Thu Jul 8 04:57:25 EDT 2004

This message is on the pragmatics of the module-system design.  It' s
a follow-up to Matthew's original proposal, but I've tried to take
into account some of the subsequent discussion.  Since so much time
has passed, I'm repeating myself on a lot of things.  If you're bored
by my lengthy gripes, you might want to skip to the end, which has a
revised proposal.

First off, I have done a lot of hacking with the module and unit
systems in MzScheme and Scheme 48.  They are pragmatically very
similar for many uses, and, I believe, already constitute a good match
to the problem we're trying to solve.  Matthew's work on semantics and
phase separation is, IMHO, exactly what we need, and should form the
basis of the R6RS module system.  I think there's still some room for
improvement on the pragmatic side.  None of which affects the semantic
basis, though.

Here are my gripes with Matthew's proposal:

[Matthew:  Your name appears frequently---you may feel you've already
argued everything I'm asking questions about.  I would appreciate if
you could comment on some of these issues nevertheless---I may not
have understood your position completely.]

Minor gripes:

- INCLUDE should be called something else---people would expect
  textual inclusion, when in fact it means doing textual inclusion and
  then wrapping a BEGIN around it.  (For similar reasons, I think
  BEGIN is misplaced here.)  I suggest renaming it to ... I can't
  think of anything but FILE.  Shucks.  Matthew, could you expand on
  the rationale of distinguishing between "Unix-style relative path"
  and "OS-specific absolute path" in <path-spec>?

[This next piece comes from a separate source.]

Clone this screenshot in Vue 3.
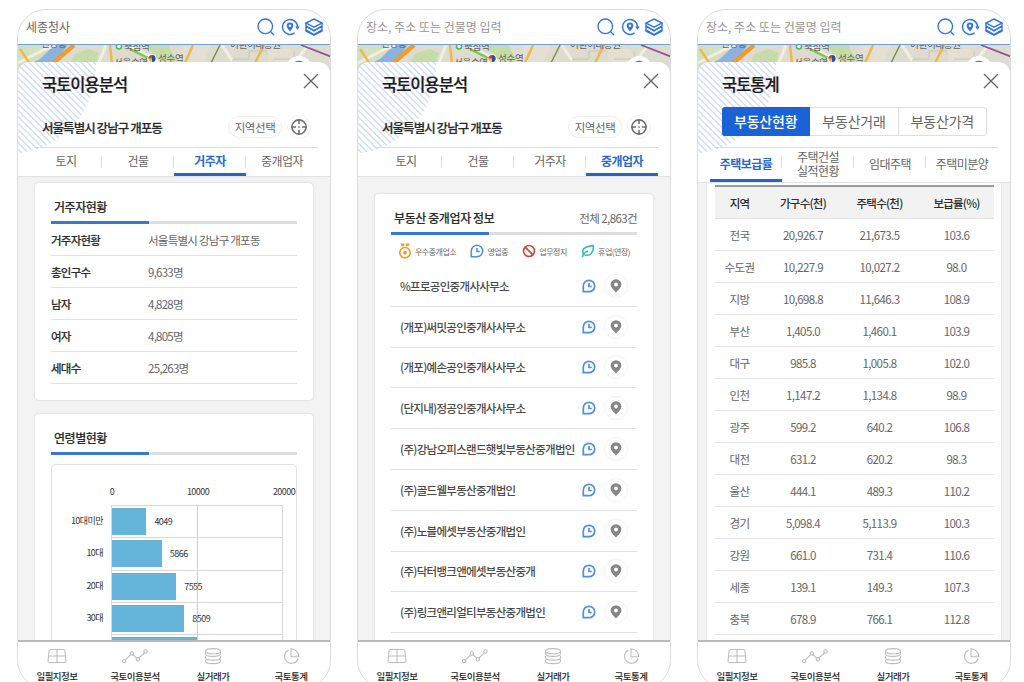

- In MzScheme, I really hate the restriction that, in the language
  designation, I can only put a <require> and not a <require-spec>.
  Matthew---could you expand on why this is so?

- I feel often restricted by having only one module per file.  Marc
  mentioned that this restriction may also make it difficult to write
  one-file scripts.  (And, conversely, I appreciate the capability in
  the Scheme 48 module system to put several module definitions in one
  file.)

- In MzScheme, I miss the ability to have one piece of code + imports
  define several modules.  By transitivity, I miss the availability of
  interfaces as separate entities.

- Scheme 48 requires specifying whether an export is syntax or not; I
  consider this worthwhile information, that might also help the
  implementation.

Bigger gripes:

- I don't agree that components (in the sense of parametric modules)
  should be underneath the level of *this* module system.

  In MzScheme, components are implemented as units, which are dynamic
  entities, and turning a module into a component involves first
  stuffing the module body into a unit and then export a unit
  instantiation from the module itself.  This means turning a dynamic
  entity (the unit) into a static one (the module) which my gut tells
  me is the wrong way around.  I would rather see this kind of
  progression:

  static component -> static module -> dynamic component
  or directly
  static component -> dynamic component

  But this is mostly theory, and I'm getting ahead of myself ...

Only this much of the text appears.